Natasha Celine of Pacific Views (and a veteran blogger of the “sleepless summer” of Howard Dean) writes to me:

The idea of Hillary Clinton running for president really sounded good to me right after her 2000 campaign, but she killed my enthusiasm with her votes and public statements. She’s wandered between Republican apologist, warmonger, ‘moral’ crusader and ardent supporter of women’s rights. Or maybe healthcare. As if the last things should make up for all the rest of it, as if Democratic politicians haven’t figured out that supporting women’s rights and better health care is literally the least they can do. A floor, if you will, as opposed to a ceiling. It would be putting it mildly to say that I’m disinterested in her candidacy.

See her entire letter in DOCUMENTS section in left sidebar.

Also: “Sonoma” comments on Bob Kunst’s open letter to Hillary Clinton: “No one- and I mean no one- despises the Bushites GOP more than I. But if HC somehow managed to gain the presidential nomination, I would refuse to vote Democratic for the first time, as measured in decades.”

Background: Before the 2004 race, Rhodes Cook argued that “Once the primary voting begins, it is arguable that pragmatism trumps ideology. For the candidates that have done best of late in the primaries have not been the ideologically pure of heart but those who are best funded, best networked, and most capable of rallying their party’s base in its broadest form.” Kerry’s nomination was another case study in such pragmatism by party regulars hungry for victory. But the left of the Democratic “party’s base in its broadest form”–folks like Kunst, Kos, Soto, Gilliard, and Celine, will, I think, argue that (a) so-called pragmatic Democrats keep losing–with Clinton as an exception in many ways–and (b) it is fundamentally disingenuous to shift principles and policy positions to ape polling data and focus groups reports.

PolicyByBlog is non-partisan, but I think the blog-enabled wildfire protest against Hillary’s strategy and tactics (if not always against her person) demontrates the power of blogs and the internet to give voice to popular discontent that would have, in the past, only been revealed in careful surveys or in who DID NOT show up on election day.

As a political historian what fascinates me is the speed and ease which practically anyone can speak up against the powers-that-be via blogging. In my forthcoming book, BLOGWARS, I note that for huge swaths of human history we have little or no idea what the “people” thought about anything at all. Accordingly, historians seeking “history from below” must root around, for example, in the records of what Greek slaves said under torture, the letters and marriage contracts of Romano-Egyptian traders and soldiers found in garbage heaps, the accounts of medieval peasants interrogated by the Inquisition, and medieval criminals’ petitions for pardon.

I’m also interested in how blogs act like “Voluntary Associations.” Blogging allows interaction between individuals that could in turn accrete their common knowledge, focus their activism, recruit others and march–virtually–toward a goal. Such “smart mobs” or self-organizing networks are discussed by many researchers concerned with the sociology of cyberspace.

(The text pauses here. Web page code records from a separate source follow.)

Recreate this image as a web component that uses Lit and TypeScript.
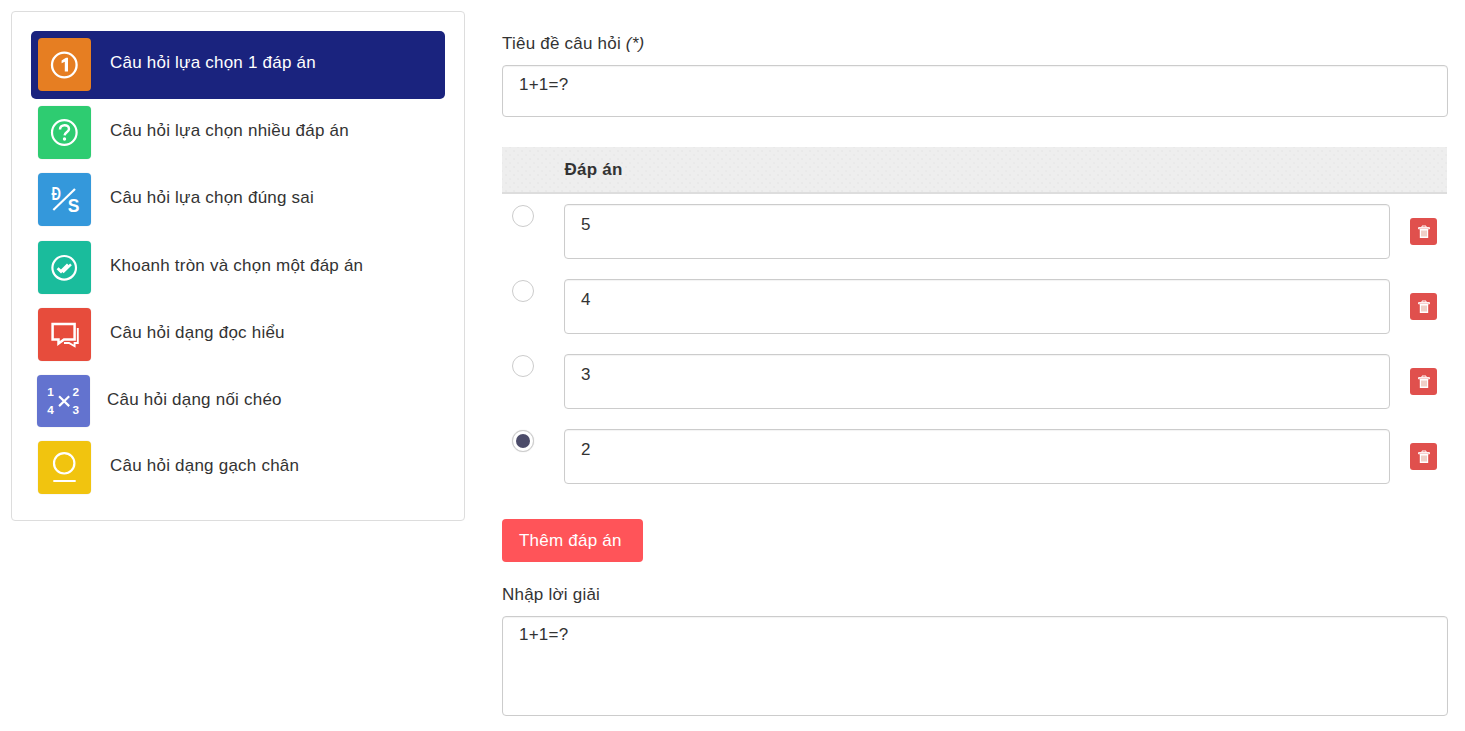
import { LitElement, html, css, svg } from "lit";
import { customElement } from "lit/decorators.js";

const items = [
  { label: "Câu hỏi lựa chọn 1 đáp án", color: "#e67e22", cls: "active", icon: svg`<circle cx="26.3" cy="27" r="12.3" fill="none" stroke="#fff" stroke-width="2.3"/><path d="M23.6 22.4 L28 19.8 H30 V33.6 H26.8 V23.8 L23.6 25.3Z" fill="#fff"/>` },
  { label: "Câu hỏi lựa chọn nhiều đáp án", color: "#2ecc71", cls: "h67", icon: svg`<circle cx="26.3" cy="26.5" r="12.3" fill="none" stroke="#fff" stroke-width="2.2"/><path d="M22 23.5 C22 17.8 31 17.8 31 23 C31 26 27 26 26.6 29.4" fill="none" stroke="#fff" stroke-width="2.5"/><circle cx="26.5" cy="33" r="1.7" fill="#fff"/>` },
  { label: "Câu hỏi lựa chọn đúng sai", color: "#3498db", cls: "", icon: svg`<path d="M15.3 37 L37 16" stroke="#fff" stroke-width="2.2" fill="none"/><text x="13.4" y="27" class="ds" textLength="9.4" lengthAdjust="spacingAndGlyphs">Đ</text><text x="29.8" y="39" class="ds big">S</text>` },
  { label: "Khoanh tròn và chọn một đáp án", color: "#1abc9c", cls: "h67", icon: svg`<circle cx="26.2" cy="26.8" r="11.8" fill="none" stroke="#fff" stroke-width="2.2"/><path d="M19.6 27.2 L23 30.6 L30 23.4" fill="none" stroke="#fff" stroke-width="2.8"/><path d="M23.6 28.6 L25.6 30.6 L33 23.4" fill="none" stroke="#fff" stroke-width="2.4"/>` },
  { label: "Câu hỏi dạng đọc hiểu", color: "#e74c3c", cls: "h67", icon: svg`<path d="M14.6 16 H36.6 V31.5 H26 L20.5 35.5 V31.5 H14.6Z" fill="none" stroke="#fff" stroke-width="2.5"/><path d="M39.8 20 V35 H36.6 V38.2 L31 35 H26" fill="none" stroke="#fff" stroke-width="1.9"/>` },
  { label: "Câu hỏi dạng nối chéo", color: "#6373cf", cls: "cross", icon: svg`<text x="10" y="21" class="n">1</text><text x="35.7" y="21" class="n">2</text><text x="10" y="40" class="n">4</text><text x="35.7" y="40" class="n">3</text><path d="M22 21.7 L32.3 31.7 M32.3 21.7 L22 31.7" stroke="#fff" stroke-width="2.2"/>` },
  { label: "Câu hỏi dạng gạch chân", color: "#f1c40f", cls: "last", icon: svg`<circle cx="26.2" cy="22.3" r="10.2" fill="none" stroke="#fff" stroke-width="2.2"/><path d="M15.3 40 H37.7" stroke="#fff" stroke-width="2.2"/>` },
];

const answers = [
  { v: "5", on: false },
  { v: "4", on: false },
  { v: "3", on: false },
  { v: "2", on: true },
];

@customElement("app-root")
export class AppRoot extends LitElement {
  static styles = css`
    :host { display: block; font-family: "Liberation Sans", Arial, sans-serif; color: #333; font-size: 17px; letter-spacing: 0.22px; }
    .page { display: flex; align-items: flex-start; padding: 11px 17px 15px 11px; }
    .side { width: 454px; height: 510px; box-sizing: border-box; border: 1px solid #ddd; border-radius: 4px; padding: 19px 19px 0; flex: none; }
    .item { display: flex; align-items: flex-start; height: 68px; padding: 7px 0 0 7px; box-sizing: border-box; border-radius: 5px; gap: 19px; }
    .item span { line-height: 50px; }
    .item.active { background: #1a237e; color: #fff; }
    .h67 { height: 67px; }
    .cross { height: 66px; padding-left: 6px; gap: 17px; }
    .cross .ico { height: 52px; }
    .ico { width: 53px; height: 53px; border-radius: 4px; flex: none; display: block; box-shadow: 0 0 0 0.5px rgba(0,0,0,.06); }
    .ds { font: bold 18px "Liberation Sans", sans-serif; letter-spacing: 0; fill: #fff; }
    .ds.big { font-size: 17.5px; }
    .n { font: bold 12px "Liberation Sans", sans-serif; letter-spacing: 0; fill: #fff; }
    .main { width: 946px; margin-left: 37px; flex: none; padding-top: 23px; }
    label { display: block; height: 20px; line-height: 20px; color: #333; margin-bottom: 11px; }
    label i { font-style: italic; }
    .box { box-sizing: border-box; border: 1px solid #ccc; border-radius: 4px; padding: 8px 16px; line-height: 22px; color: #333; background: #fff; box-shadow: inset 0 1px 1px rgba(0,0,0,.05); }
    .title { height: 52px; }
    .thead { margin: 30px 1px 0 0; height: 47px; box-sizing: border-box; background-color: #eee; background-image: radial-gradient(#e2e2e2 0.6px, transparent 0.8px), radial-gradient(#e4e4e4 0.6px, transparent 0.8px); background-size: 8px 8px; background-position: 0 0, 4px 4px; border-bottom: 2px solid #ddd; display: flex; align-items: center; padding: 0 0 0 62.5px; font-weight: bold; }
    .rows { display: flex; flex-direction: column; gap: 20px; padding-top: 10px; }
    .row { display: grid; grid-template-columns: 62px 826px 1fr; align-items: start; height: 55px; }
    .radio { width: 22px; height: 22px; box-sizing: border-box; margin: 1px 0 0 10px; border: 1px solid #ccc; border-radius: 50%; background: #fff; display: flex; align-items: center; justify-content: center; }
    .radio.on { box-shadow: 0 0 1px rgba(0,0,0,.2); }
    .radio.on::after { content: ""; width: 14px; height: 14px; border-radius: 50%; background: #4c4c6a; }
    .ans { height: 55px; padding-top: 9px; }
    .del { width: 27px; height: 27px; margin: 14px 0 0 20px; background: #e0504d; border-radius: 3px; display: flex; align-items: center; justify-content: center; }
    .del svg { display: block; }
    .add { margin-top: 35px; width: 141px; height: 43px; box-sizing: border-box; padding-left: 17px; background: #ff5459; color: #fff; border-radius: 4px; display: flex; align-items: center; }
    .sol { margin-top: 23px; }
    .area { height: 100px; padding-top: 7px; }
  `;

  render() {
    return html`<div class="page">
      <aside class="side">
        ${items.map((i) => html`<div class="item ${i.cls}">
          <svg class="ico" viewBox="0 0 53 53" style="background:${i.color}">${i.icon}</svg>
          <span>${i.label}</span>
        </div>`)}
      </aside>
      <main class="main">
        <label>Tiêu đề câu hỏi <i>(*)</i></label>
        <div class="box title">1+1=?</div>
        <div class="thead">Đáp án</div>
        <div class="rows">
          ${answers.map((a) => html`<div class="row">
            <div class="radio ${a.on ? "on" : ""}"></div>
            <div class="box ans">${a.v}</div>
            <div class="del"><svg width="14" height="14" viewBox="0 0 14 14"><path d="M5 2.2 V1 H9 V2.2 M1.5 2.6 H12.5 V3.8 H1.5Z" fill="none" stroke="#fff" stroke-width="1"/><path d="M2.8 4 H11.2 V13 H2.8Z" fill="#fff"/><path d="M5 5.5 V11.5 M7 5.5 V11.5 M9 5.5 V11.5" stroke="#e0a090" stroke-width="1"/></svg></div>
          </div>`)}
        </div>
        <div class="add">Thêm đáp án</div>
        <label class="sol">Nhập lời giải</label>
        <div class="box area">1+1=?</div>
      </main>
    </div>`;
  }
}
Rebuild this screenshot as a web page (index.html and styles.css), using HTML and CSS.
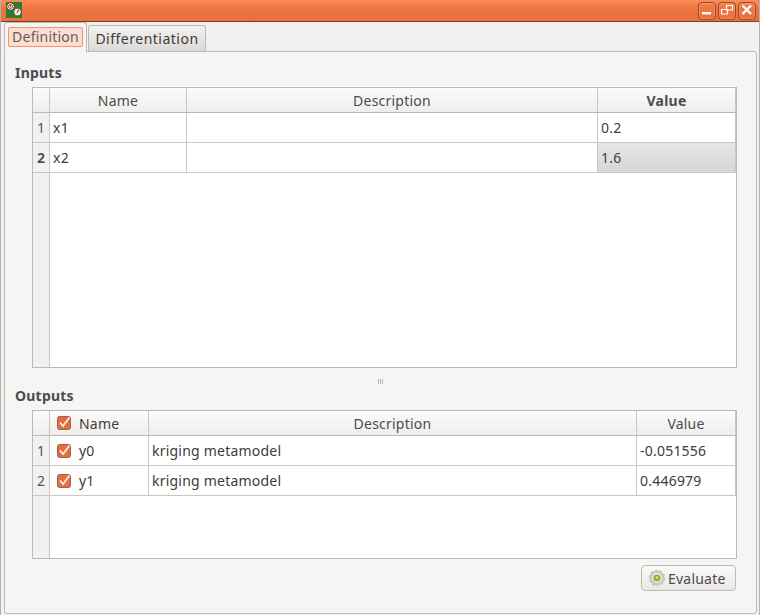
FILE: index.html
```html
<!DOCTYPE html>
<html>
<head>
<meta charset="utf-8">
<title>Definition</title>
<link rel="stylesheet" href="styles.css">
</head>
<body>
<div class="window">
  <header class="titlebar">
    <svg class="logo" width="16" height="16" viewBox="0 0 16 16"><rect width="16" height="16" fill="#2f7d2c"/><circle cx="4.500" cy="4.500" r="3.800" fill="#f4f1ea" stroke="#26401f" stroke-width=".8"/><circle cx="4.500" cy="4.500" r="2" fill="none" stroke="#c8321e" stroke-width=".9"/><path d="M4.500 2.500V5" stroke="#c8321e" stroke-width="1.100"/><circle cx="11.500" cy="10" r="3.900" fill="#f4f1ea" stroke="#26401f" stroke-width=".8"/><path d="M11 11L13 7.500" stroke="#c8321e" stroke-width="1.200"/></svg>
    <div class="wm">
      <span class="wm-btn"><svg width="18" height="17" viewBox="0 0 18 17"><rect x="4" y="10" width="9" height="2.400" fill="#fff"/></svg></span>
      <span class="wm-btn"><svg width="18" height="17" viewBox="0 0 18 17"><path d="M8.500 3.500h6v4.500h-6zM3.500 7.500h6v4.500h-6z" fill="none" stroke="#fff" stroke-width="1.200"/></svg></span>
      <span class="wm-btn"><svg width="18" height="17" viewBox="0 0 18 17"><path d="M4.500 3.500L13 12M13 3.500L4.500 12" stroke="#fff" stroke-width="2.400"/></svg></span>
    </div>
  </header>
  <nav class="tabs">
    <div class="tab tab-active"><span class="tab-focus">Definition</span></div>
    <div class="tab tab-idle">Differentiation</div>
  </nav>
  <main class="pane">
    <h2 class="group-title">Inputs</h2>
    <section class="table inputs">
      <div class="row head">
        <div class="gut"></div><div class="c ctr">Name</div><div class="c ctr">Description</div><div class="c ctr bold last">Value</div>
      </div>
      <div class="row body">
        <div class="gut">1</div><div class="c">x1</div><div class="c"></div><div class="c last">0.2</div>
      </div>
      <div class="row body">
        <div class="gut bold">2</div><div class="c">x2</div><div class="c"></div><div class="c last sel">1.6</div>
      </div>
      <div class="filler"><div class="gut"></div><div class="blank"></div></div>
    </section>
    <div class="splitter"><i></i><i></i><i></i></div>
    <h2 class="group-title">Outputs</h2>
    <section class="table outputs">
      <div class="row head">
        <div class="gut"></div>
        <div class="c"><svg class="chk" width="16" height="16" viewBox="0 0 16 16"><rect x="1.500" y="1.500" width="13" height="13" rx="2" fill="#e96a3c" stroke="#8f6a52"/><path d="M4 7.500L7 11L13.500 2.500" fill="none" stroke="#fdf0e8" stroke-width="1.800"/></svg><span>Name</span></div>
        <div class="c ctr">Description</div><div class="c ctr last">Value</div>
      </div>
      <div class="row body">
        <div class="gut">1</div>
        <div class="c"><svg class="chk" width="16" height="16" viewBox="0 0 16 16"><rect x="1.500" y="1.500" width="13" height="13" rx="2" fill="#e96a3c" stroke="#8f6a52"/><path d="M4 7.500L7 11L13.500 2.500" fill="none" stroke="#fdf0e8" stroke-width="1.800"/></svg><span>y0</span></div>
        <div class="c">kriging metamodel</div><div class="c last">-0.051556</div>
      </div>
      <div class="row body">
        <div class="gut">2</div>
        <div class="c"><svg class="chk" width="16" height="16" viewBox="0 0 16 16"><rect x="1.500" y="1.500" width="13" height="13" rx="2" fill="#e96a3c" stroke="#8f6a52"/><path d="M4 7.500L7 11L13.500 2.500" fill="none" stroke="#fdf0e8" stroke-width="1.800"/></svg><span>y1</span></div>
        <div class="c">kriging metamodel</div><div class="c last">0.446979</div>
      </div>
      <div class="filler"><div class="gut"></div><div class="blank"></div></div>
    </section>
    <div class="actions">
      <button class="btn"><svg width="18" height="18" viewBox="0 0 18 18"><circle cx="9" cy="9" r="6.200" fill="none" stroke="#c9c8c4" stroke-width="2.600"/><circle cx="9" cy="9" r="7.600" fill="none" stroke="#c9c8c4" stroke-width="1.600" stroke-dasharray="2.400 2.400"/><circle cx="9" cy="9" r="3.600" fill="#8db52e"/><circle cx="9" cy="8.500" r="1.500" fill="#c3df68"/></svg>Evaluate</button>
    </div>
  </main>
</div>
</body>
</html>
```
FILE: styles.css
```css
* { box-sizing: border-box; }
html, body { margin: 0; padding: 0; }
body { font-family: "Noto Sans", "Open Sans", sans-serif; font-size: 14px; letter-spacing: .22px; color: #3c3c3c; background: #f2f1f0; }
.window { width: 760px; height: 615px; display: flex; flex-direction: column; overflow: hidden; border-left: 1px solid #b5b2ac; border-right: 1px solid #b5b2ac; }
.titlebar { height: 22px; flex: none; margin: 0 -1px; padding: 2px 4px 0 6px; display: flex; justify-content: space-between; align-items: flex-start; background: linear-gradient(#fd8d5a, #ee7541 40%, #e96f3d); border-bottom: 1px solid #7a3f22; }
.logo { display: block; }
.wm { display: flex; gap: 2px; }
.wm-btn { width: 18px; height: 18px; border: 1px solid #93492a; border-radius: 4px; display: block; box-shadow: inset 0 0 0 1px rgba(255,190,150,.35); }
.wm-btn svg { display: block; margin: -1px; }
.tabs { height: 29px; flex: none; display: flex; align-items: flex-end; padding-left: 3px; gap: 1px; }
.tab { border: 1px solid #bdbab5; border-bottom: 0; border-radius: 3px 3px 0 0; }
.tab-active { height: 30px; width: 83px; margin-bottom: -1px; padding: 4px 3px; background: #f5f5f5; position: relative; z-index: 1; }
.tab-focus { display: block; height: 20px; line-height: 18px; text-align: center; color: #6b5a50; background: #fbdfd3; border: 1px solid #f0946c; border-radius: 2px; }
.tab-idle { height: 26px; width: 118px; line-height: 25px; text-align: center; letter-spacing: .5px; background: linear-gradient(#f3f2f1, #dbdad8); }
.pane { flex: 1; margin: 0 2px 1px 3px; background: #f5f5f5; border: 1px solid #bdbab5; border-radius: 3px; padding: 11px 19px 0 27px; display: flex; flex-direction: column; }
.group-title { margin: 0 0 0 -17px; font-size: 14px; line-height: 19px; font-weight: 700; color: #4c4c4c; }
.inputs { margin-top: 5px; height: 281px; --cols: 137px 411px 1fr; }
.outputs { margin-top: 5px; height: 149px; --cols: 99px 488px 1fr; }
.table { width: 705px; flex: none; border: 1px solid #bdbab5; display: flex; flex-direction: column; background: #fff; }
.row { display: grid; grid-template-columns: 17px var(--cols); flex: none; }
.head { height: 25px; background: linear-gradient(#fbfbfa, #efeeed); border-bottom: 1px solid #bdbab5; }
.body { height: 30px; border-bottom: 1px solid #c9c7c3; }
.gut { width: 17px; background: #f2f1f0; border-right: 1px solid #c9c7c3; display: flex; align-items: center; justify-content: center; color: #555; }
.head .gut { background: none; }
.c { display: flex; align-items: center; padding-left: 3px; border-right: 1px solid #c9c7c3; min-width: 0; white-space: nowrap; }
.ctr { justify-content: center; padding-left: 0; color: #4c4c4c; }
.bold { font-weight: 700; }
.sel { background: linear-gradient(#e6e5e3, #d8d7d5); }
.filler { flex: 1; display: flex; min-height: 0; }
.blank { flex: 1; background: #fff; }
.chk { flex: none; margin: 0 7px 0 3px; }
.splitter { height: 18px; padding-top: 8px; flex: none; margin: 0 -19px 0 -27px; display: flex; justify-content: center; align-items: center; gap: 1px; }
.splitter i { width: 1px; height: 5px; background: #bdbab5; }
.actions { display: flex; justify-content: flex-end; margin-top: 6px; }
.btn { width: 95px; height: 26px; margin-right: 1px; padding: 0 0 0 6px; display: flex; align-items: center; gap: 2px; font: inherit; letter-spacing: inherit; color: #4c4c4c; background: linear-gradient(#fafaf9, #e9e8e6); border: 1px solid #bdbab5; border-radius: 4px; }
```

In terms of politics, this is significant because while democracy is held to be based on and favor “individual” rights, democracies in fact tend to operate through the agencies of voluntary associations, that is, so-called “interest groups” like unions, the Sierra Club, the oil industry, Mothers Against Drunk Driving and, now, groups of bloggers self-aggregating to champion a cause, reveal a scandal, or pillory a politician. Such “voluntary associations” have always been foundations of the democratic experiment. Alexis de Tocqueville, that great student of the American political system, argued that a democratic “government…places each citizen, even the most humble, in a condition of [enabling him to act] with as much independence, and of making of his independence as much use as is available to the most exalted citizen.” But de Tocqueville was not referring to independence from other independents; the American Constitution that he admired affirms the right to form groups to “lobby” government. (Gun rights, for example, are linked to joining a “militia.”)

In 2003 blogs helped raise a candidate to prominence (Howard Dean) but his campaign did not prove able to push to victory. Perhaps in the years to come we will see a blog “voluntary association” try to sink a candidacy–that of Hillary Clinton. In irony: we can expect a rightblogswarm and a leftblogswarm with the same target.